ガス抜きとしての自民党総裁選とインターネット
自由民主党の総裁選挙は、福田康夫元官房長官が麻生太郎幹事長に133票の差をつけて勝利し、第22代自民党総裁に就任しました。盛り上がった選挙戦と330票対197票という絶妙の得票差は、擬似選挙(あくまで自民党の国会議員と党員しか参加できないため)による民意の反映「感」をもたらしたように思います。これにより「民意を受けていない政権」という不満がある程度ガス抜きされたとすれば、民主党の国会戦略にも影響しそうです。
国会議員票でも都道府県連票でも福田氏は過半数を獲得しており「大勝」とも言えるし、一部メディアに陰謀説を流された上、福田氏が党内9派閥中8派閥の推薦を受けて支持を固めたものの200票に近づいた麻生氏は「善戦」とも言えます。
200票を超えていれば福田氏の政権基盤が揺らぐし、あまりに麻生氏の票数が少ないと麻生氏の政治生命も絶たれてしまうし、派閥の論理で選ばれた総裁は「民意」をないがしろにしたとの批判が上がります。
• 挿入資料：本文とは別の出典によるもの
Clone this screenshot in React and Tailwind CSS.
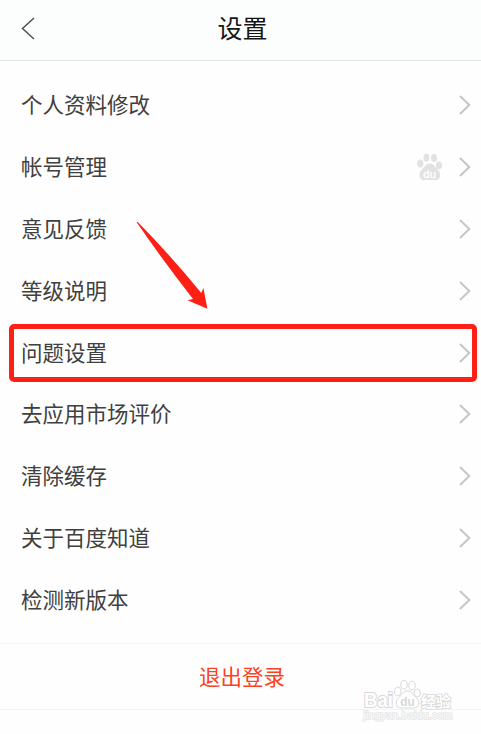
import React from "react";

const items = [
  { label: "个人资料修改" },
  { label: "帐号管理", paw: true },
  { label: "意见反馈" },
  { label: "等级说明" },
  { label: "问题设置", highlight: true },
  { label: "去应用市场评价" },
  { label: "清除缓存" },
  { label: "关于百度知道" },
  { label: "检测新版本" },
];

const PawIcon = () => (
  <svg width="26" height="28" viewBox="0 0 26 28" fill="#e2e2e2">
    <ellipse cx="3.3" cy="10.5" rx="3.1" ry="3.9" />
    <ellipse cx="9.4" cy="4.7" rx="2.9" ry="4" />
    <ellipse cx="17" cy="5" rx="3" ry="4" />
    <ellipse cx="22" cy="12.4" rx="3.1" ry="3.8" />
    <path d="M12.700 10.500C17 10.500 18 14 21 17C24.500 20.500 23.500 27 19 27H6.500C2 27 1 20.500 4.500 17C7.500 14 8.500 10.500 12.700 10.500Z" />
    <text x="12.700" y="24.500" textAnchor="middle" fontSize="11.500" fill="#fff" stroke="#fff" strokeWidth="0.300" fontFamily="Liberation Sans, sans-serif">du</text>
  </svg>
);

const Chevron = () => (
  <svg width="12" height="20" viewBox="0 0 12 20" fill="none" stroke="#c6c6c6" strokeWidth="2">
    <path d="M1 1L10.300 10L1 19" />
  </svg>
);

const Watermark = () => (
  <svg className="absolute left-[360px] top-[676px]" width="100" height="50" viewBox="0 0 100 50" fill="#fff" stroke="#d8d8d8" strokeWidth="1">
    <g fontFamily="Liberation Sans, Noto Sans CJK SC, sans-serif" paintOrder="stroke">
      <text x="4" y="31" fontSize="20" fontWeight="bold" textLength="29" lengthAdjust="spacingAndGlyphs" strokeWidth="2">Bai</text>
      <text x="61" y="30.500" fontSize="15" fontWeight="bold" textLength="30" strokeWidth="1.600">经验</text>
      <text x="3.500" y="43" fontSize="11" textLength="89" lengthAdjust="spacingAndGlyphs" fill="#fafafa" stroke="#e6e6e6" strokeWidth="1.500">jingyan.baidu.com</text>
    </g>
    <ellipse cx="37.800" cy="15.500" rx="3.200" ry="4.300" />
    <ellipse cx="44" cy="8.800" rx="3.200" ry="4.300" />
    <ellipse cx="52" cy="9.500" rx="3.200" ry="4.300" />
    <ellipse cx="57.300" cy="17" rx="3.200" ry="4" />
    <path d="M47.500 15C52 15 53 19 56.500 22C60.500 26 59 32 54 32H41C36 32 34.500 26 38.500 22C42 19 43 15 47.500 15Z" />
    <text x="47.500" y="29.500" textAnchor="middle" fontSize="12" fontWeight="bold" fill="#d8d8d8" stroke="none" fontFamily="Liberation Sans, sans-serif">du</text>
  </svg>
);

const App = () => {
  return (
    <div className="relative w-[481px] h-[734px] overflow-hidden bg-[#fefefe] text-[#404040] font-['Noto_Sans_CJK_SC',sans-serif]">
      {/* Header */}
      <header className="grid grid-cols-[1fr_auto_1fr] items-center h-[61px] pl-[21px] pr-[17px] pb-[4px] border-b border-[#e4e5e5] bg-[#fcfefe]">
        <svg width="14" height="23" viewBox="0 0 14 23" fill="none" stroke="#505050" strokeWidth="1.500">
          <path d="M13 1L1.500 11.500L13 22" />
        </svg>
        <h1 className="pb-[2px] text-[25px] leading-[34px] text-[#161616]">设置</h1>
      </header>

      {/* Settings list */}
      <ul className="pt-[13.500px]">
        {items.map((item) => (
          <li key={item.label} className="relative flex items-center justify-between h-[61.800px] pl-[21px] pr-[10px]">
            <span className="pb-[2px] text-[21.500px] leading-[30px]">{item.label}</span>
            <div className="flex items-center gap-[16px]">
              {item.paw && <PawIcon />}
              <Chevron />
            </div>
            {item.highlight && (
              <div className="absolute left-[9px] right-[4px] top-[2px] h-[58px] border-[5px] border-[#ff2015] rounded-[5px]"></div>
            )}
          </li>
        ))}
      </ul>

      {/* Logout */}
      <button className="flex items-center justify-center w-full h-[67px] mt-[12.500px] pl-[3px] pb-[2px] border-y border-[#f4f4f4] text-[21.500px] text-[#fb4225]">
        退出登录
      </button>

      <svg className="absolute left-[130px] top-[216px]" width="84" height="98" viewBox="130 216 84 98" fill="#ff2015">
        <path d="M136.500 222L137.800 222Q172 257 201.300 293L203.400 288L207.400 308.800L187.600 300.300L193 299Q164 262 136.500 222Z" />
      </svg>
      <Watermark />
    </div>
  );
};

export default App;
そういう意味でも今回の得票数は絶妙でした。
選挙後の記者会見で結果を聞かれた福田氏は
当初は派閥の数合わせとおっしゃいましたけどもね。結果を見ればそうでなかったということが証明された。私は当初から申し上げておりましたよ。そんな、派閥の数で計算して結果が出る。そういう考え方には賛成できない、そういうことにならないと当初から申しあげて参りました。いまの政治の情勢、国民の意識を考えますれば、昔のように派閥が一致団結にはならない。選挙ってのは、やってみなきゃわからない。
福田自民党新総裁の記者会見の主な内容(gooニュース)より。
と述べていて「派閥選挙」というレッテルに神経質になっている様子が伺えます。
結果については、選挙期間中にある地方選出議員がインタビューで言っていた「問題は勝ち方」を気にしたという可能性が高い。つまり「あまり福田さんが勝ってしまうとまずいので麻生さんもそこそこ善戦する」という結果になるようにバランス感覚が働いたのでしょうが、街頭での熱気、ネットでの議論が生んだ「空気」は麻生氏の票数増加にある程度は影響しているでしょう。少なくとも、これまでのように政治とマスメディアが影響しあいながら「空気」を醸成していくという状況にネットが加わってくることは間違いありません。
自民党が「民意」反映という演出に気を配っていたのは、メディアへの露出だけでなく街頭演説を積極的に行ったこと、ネットでの情報発信が手厚かったことでも明らかでしょう。特に、ネットでの情報発信はかなり力が入っていました。坊や安倍晋三氏の突然の辞任にも関わらず、日程、規約といった基本的な情報から、共同記者会見、所見発表演説会での発言のログ、演説の動画、応援フラッシュの募集までホームページに掲載されていました。
うがった見方をすれば、マスメディアを飛び越えて有権者に直接情報発信することで「開かれた自民党」を演出したとも言えますが、情報開示という点ではこれまでの総裁選にないものでした。記者によって特定箇所だけが意図的に切り取られた情報ではなく、そのままアップされた動画やログを元に有権者がそれぞれの判断を下せるというメリットは大きいものがあります。
YouTubeのような動画共有サイトとビデオカメラによって、話題になっている「北村弁護士の行列が出来る応援演説」のようなマスメディアには載らないようなコンテンツもアップロードできるようになっています。実際のところ先の参院選でもアップされていましたが、出来ることなら時代遅れの公選法が改善されて堂々と動画やブログがアップできるようになってほしいものです。